Tim Dooley, 27, and Neena Yap, 26, were university students when they made the decision to purchase their own home, and quickly began saving for their deposit.
“We opened a separate joint savings account together and saved a fixed amount of our income each month,” Dooley said.
“We also saved extra whenever we could, for example, tax refunds, overtime pay and gifts.
“We researched real estate, and calculated our borrowing power to understand what we could afford to spend on our first home and how much deposit we would need.”
The couple set a budget of between $400,000 and $500,000, and worked hard to save almost 75 per cent of the eventual purchase price of their apartment in Brunswick East in Melbourne’s northern suburbs.
“Purchasing our first home early in life was really important to both of us,” Dooley said. “We are both big on setting goals and purchasing a place was our number one financial goal.
“We were really keen to get our feet on the property ladder and build equity instead of paying rent.”
Of course, climbing onto the property ladder at any age requires sacrifice, and that can be difficult for young people, often surrounded by frivolous spending.
“We had to stick to a pretty strict budget to achieve our goals,” Dooley said. “We kept track of all our spending and saved money wherever we could, for example, by renting with housemates.
“Luckily, we are both good savers and it didn’t feel too hard or that missed out on too much.”
For parents of five, Mathew Lawson and Elizabeth Abrahams, both 36, buying their first house in Rockingham in Perth’s outer suburbs came a little later.
“The opportunity just never came earlier in life, we never had enough for a deposit,” Lawson said.
With children’s expenses, personal loan repayments, and rent on top of that, saving additional funds can be a stretch.
“We created a separate ‘house’ account where we auto direct debit all bills to come out weekly,” Lawson said. “All expenses for the house then come directly from that account so we never had to worry about bill shock.”
But while waiting to purchase a property means more time in the rental market, it also allows for more time to save for a deposit.
“My partner and I had enough to pay for a 20 per cent deposit without having to pay lenders mortgage insurance,” Lawson said.
The couple plan on paying off their home within 20 years by making weekly payments above the minimum.
“We plan on spending a long time in this house watching our family grow older and enjoy the small, finer things in life without being a slave to mortgage repayments.”
Finance expert and savings.com.au editor Dominic Beattie says the key difference between younger and older first-home buyers is the fact that older buyers have less time in their working life to pay off their mortgage.
“This can present as a bigger risk to home loan lenders, particularly if you’re due to hit retirement age within the mortgage term,” he said.
“For example, if you’re 45 and applying for a 30-year mortgage, the lender is likely to check if you have a plan in place for retirement given that you’ll be 75 by the end of the mortgage term.”
On the flipside though, younger buyers might be subject to additional checks. “The lender may place more scrutiny around whether you plan on having children, and how you expect your working arrangements and expenses will change should you enter parenthood,” he said.

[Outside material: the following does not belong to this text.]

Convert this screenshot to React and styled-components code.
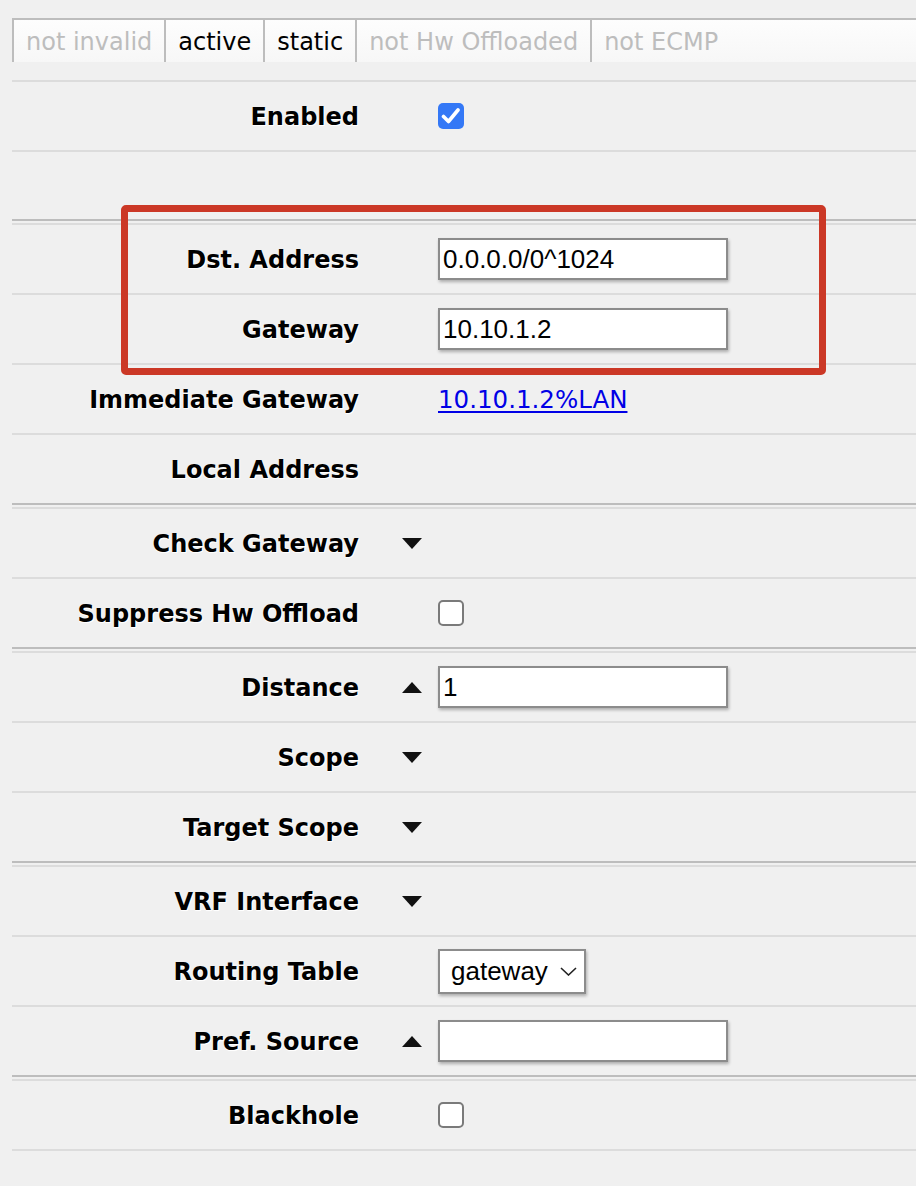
import React from 'react'
import styled, { createGlobalStyle, css } from 'styled-components'

const GlobalStyle = createGlobalStyle`
  html, body {
    margin: 0;
    padding: 0;
    background: #f0f0f0;
  }
  body {
    font-family: "DejaVu Sans", Verdana, sans-serif;
    color: #000;
  }
`

const Page = styled.div`
  padding: 18px 0 0 12px;
  min-height: 1186px;
  box-sizing: border-box;
`

const Tabs = styled.div`
  display: flex;
  margin-bottom: 18px;
`

const Tab = styled.div`
  flex: ${p => (p.$fill ? 1 : 'none')};
  height: 44px;
  box-sizing: border-box;
  border-top: 2px solid #bdbdbd;
  border-left: 2px solid #bdbdbd;
  background: linear-gradient(#fdfdfd, #f7f7f7);
  padding: 1px 12px 0;
  font-size: 24px;
  line-height: 42px;
  white-space: nowrap;
  color: ${p => (p.$on ? '#000' : '#bdbdbd')};
`

const Row = styled.div`
  display: flex;
  align-items: center;
  height: ${p => p.$h || 68}px;
  border-bottom: 2px solid #dcdcdc;
`

const Group = styled.section`
  position: relative;
  ${p =>
    p.$plain
      ? css`
          border-top: 2px solid #dcdcdc;
        `
      : css`
          border-top: 2px solid #bdbdbd;
          &::before {
            content: '';
            display: block;
            height: 2px;
            margin-top: 2px;
            background: #dcdcdc;
          }
        `}
  & > ${Row}:last-child {
    border-bottom: ${p => (p.$open ? '2px solid #dcdcdc' : 'none')};
  }
`

const Label = styled.div`
  width: 347px;
  flex-shrink: 0;
  padding-top: 2px;
  text-align: right;
  font-weight: bold;
  font-size: 24px;
  white-space: nowrap;
  text-shadow: 1px 1px 0 #fff, 0 1px 1px #fff;
`

const Toggle = styled.div`
  width: 79px;
  flex-shrink: 0;
  box-sizing: border-box;
  padding-left: 43px;
  display: flex;
  align-items: center;
`

const TextInput = styled.input`
  width: 290px;
  height: 42px;
  box-sizing: border-box;
  border: 2px solid #8c8c8c;
  border-radius: 0;
  background: #fff;
  padding: 0 3px;
  margin: 0;
  font-family: "Liberation Sans", Arial, sans-serif;
  font-size: 26px;
  color: #000;
  box-shadow: 1px 2px 3px rgba(0, 0, 0, 0.28);
  outline: none;
`

const Select = styled.div`
  width: 148px;
  height: 45px;
  box-sizing: border-box;
  border: 2px solid #8c8c8c;
  background: #fff;
  padding-left: 11px;
  display: flex;
  align-items: center;
  gap: 12px;
  font-family: "Liberation Sans", Arial, sans-serif;
  font-size: 26px;
  box-shadow: 1px 2px 3px rgba(0, 0, 0, 0.28);
`

const Box = styled.span`
  width: 26px;
  height: 26px;
  box-sizing: border-box;
  border-radius: 5px;
  display: flex;
  align-items: center;
  justify-content: center;
  ${p =>
    p.$checked
      ? css`
          background: #3478f6;
        `
      : css`
          background: #fff;
          border: 2px solid #7a7a7a;
        `}
`

const Link = styled.a`
  padding-top: 1px;
  font-size: 24.5px;
  color: #0000e6;
  text-decoration: underline;
  text-underline-offset: 3px;
`

const Highlight = styled.div`
  position: absolute;
  left: 109px;
  top: -16px;
  width: 705px;
  height: 170px;
  box-sizing: border-box;
  border: 7px solid #cb3826;
  border-radius: 5px;
  pointer-events: none;
`

const Arrow = ({ up }) => (
  <svg width="20" height="11" viewBox="0 0 20 11">
    <polygon points={up ? '0,11 20,11 10,0' : '0,0 20,0 10,11'} fill="#111" />
  </svg>
)

const Check = ({ on }) => (
  <Box $checked={on}>
    {on && (
      <svg width="20" height="18" viewBox="0 0 20 18">
        <polyline points="2.5,9.5 7.5,14.5 17,3" fill="none" stroke="#fff" strokeWidth="3.6" strokeLinecap="round" strokeLinejoin="round" />
      </svg>
    )}
  </Box>
)

const Field = ({ label, arrow, h, children }) => (
  <Row $h={h}>
    <Label>{label}</Label>
    <Toggle>{arrow && <Arrow up={arrow === 'up'} />}</Toggle>
    {children}
  </Row>
)

const tabs = [
  ['not invalid', false],
  ['active', true],
  ['static', true],
  ['not Hw Offloaded', false],
  ['not ECMP', false],
]

export default function App() {
  return (
    <Page>
      <GlobalStyle />
      <Tabs>
        {tabs.map(([t, on], i) => (
          <Tab key={t} $on={on} $fill={i === tabs.length - 1}>
            {t}
          </Tab>
        ))}
      </Tabs>

      <Group $plain>
        <Field label="Enabled">
          <Check on />
        </Field>
        <Row $h={67} />
      </Group>

      <Group>
        <Highlight />
        <Field label="Dst. Address">
          <TextInput readOnly value="0.0.0.0/0^1024" />
        </Field>
        <Field label="Gateway">
          <TextInput readOnly value="10.10.1.2" />
        </Field>
        <Field label="Immediate Gateway">
          <Link href="#">10.10.1.2%LAN</Link>
        </Field>
        <Field label="Local Address" />
      </Group>

      <Group>
        <Field label="Check Gateway" arrow="down" />
        <Field label="Suppress Hw Offload">
          <Check />
        </Field>
      </Group>

      <Group>
        <Field label="Distance" arrow="up">
          <TextInput readOnly value="1" />
        </Field>
        <Field label="Scope" arrow="down" />
        <Field label="Target Scope" arrow="down" />
      </Group>

      <Group>
        <Field label="VRF Interface" arrow="down" />
        <Field label="Routing Table">
          <Select>
            gateway
            <svg width="17" height="9" viewBox="0 0 17 9">
              <polyline points="1,1 8.5,8 16,1" fill="none" stroke="#222" strokeWidth="1.6" />
            </svg>
          </Select>
        </Field>
        <Field label="Pref. Source" arrow="up">
          <TextInput readOnly value="" />
        </Field>
      </Group>

      <Group $open>
        <Field label="Blackhole">
          <Check />
        </Field>
      </Group>
    </Page>
  )
}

“The key advantage to buying a property when you’re older is that you’ve had more time to save up a large deposit, so you may not need to borrow as much. However, a big downfall to that is you’ll have fewer working years to pay off the mortgage, putting you at more risk of still having a mortgage to pay in retirement.
“Younger buyers have time on their side to pay off the mortgage, but given that they’re earlier in their careers, they’re less likely to have saved up a large deposit and may be on smaller pay packets, so they may find it hard to qualify for the loan amount they desire.”
According to loans.com.au managing director Marie Mortimer, it’s never too early or too late to purchase your first home.
“You just need to understand all the costs associated with owning a home and have a plan for a future that suits you financially.
“Don’t forget it’s always free to talk to a lender to understand what you can afford and what the terms of your loan will be.”